Word to the wise, try not to read this one on public transportation.
What’s Wrong With Homosexuality John Corvino
In this short book from a non-religious perspective, the answer is “Nothing.” as Corvino focuses on refuting the various augments against the morality of homosexuality. He spends more time on arguments outside the Biblical ones, but gives those a chapter those as well. The discussion of morality questions without religion for context (focusing more on harms claims, both societal and individual, and “natural” arguments, instead) was really interesting.
Help, Thanks, Wow by Anne Lamott
A slim (I’m assuming this, because I read the kindle version, but I like the descriptor “slim” better than “short” for a book. I think this is because one seems to indicate conciseness, whereas the other seems to say incomplete, not fleshed out enough, too easy or not meriting a feeling of accomplishment for finishing.) …
I’ll start again: a slim title, and my first crack at Lamott’s vast writing, that covers what Lamott considers the three essential prayers. I’m new to Lamott’s poetic, sometimes meandering style, and I got lost sometimes, but overall a insightful/inspiring/thought-provoking/needed-by-me brief into how absolutely simple prayer can be.
Jesus Feminist by Sarah Bessey
The funny thing here was that I actually pre-ordered Bessey’s book, was terribly excited when it came, loved the first few pages I read… and then didn’t really read it till now.

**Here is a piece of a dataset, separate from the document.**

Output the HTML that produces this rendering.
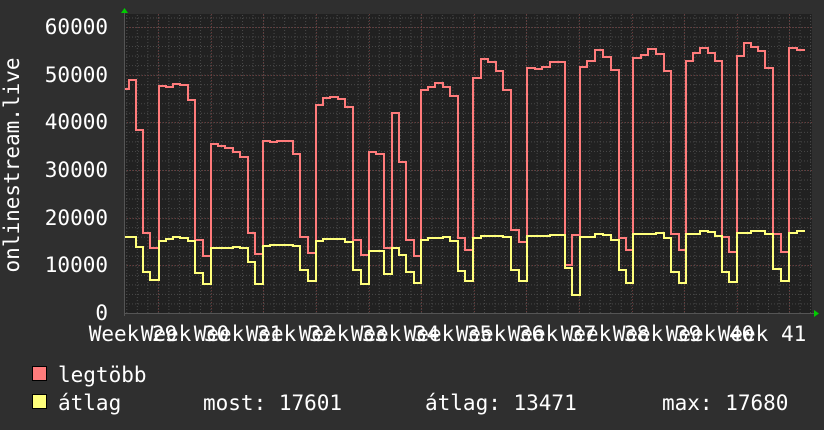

The only real explanation is that this was before my big push into prioritizing non-fiction. Last year, I read 45-something fiction books… and Bossypants. Little bit unbalanced.
Jesus Feminist wasn’t quite what I expected, but it was as good as I expected. Don’t go in expecting the logistics of how one can be a Jesus feminist, but do expect a beautiful trip through what being one looks like for Bessey.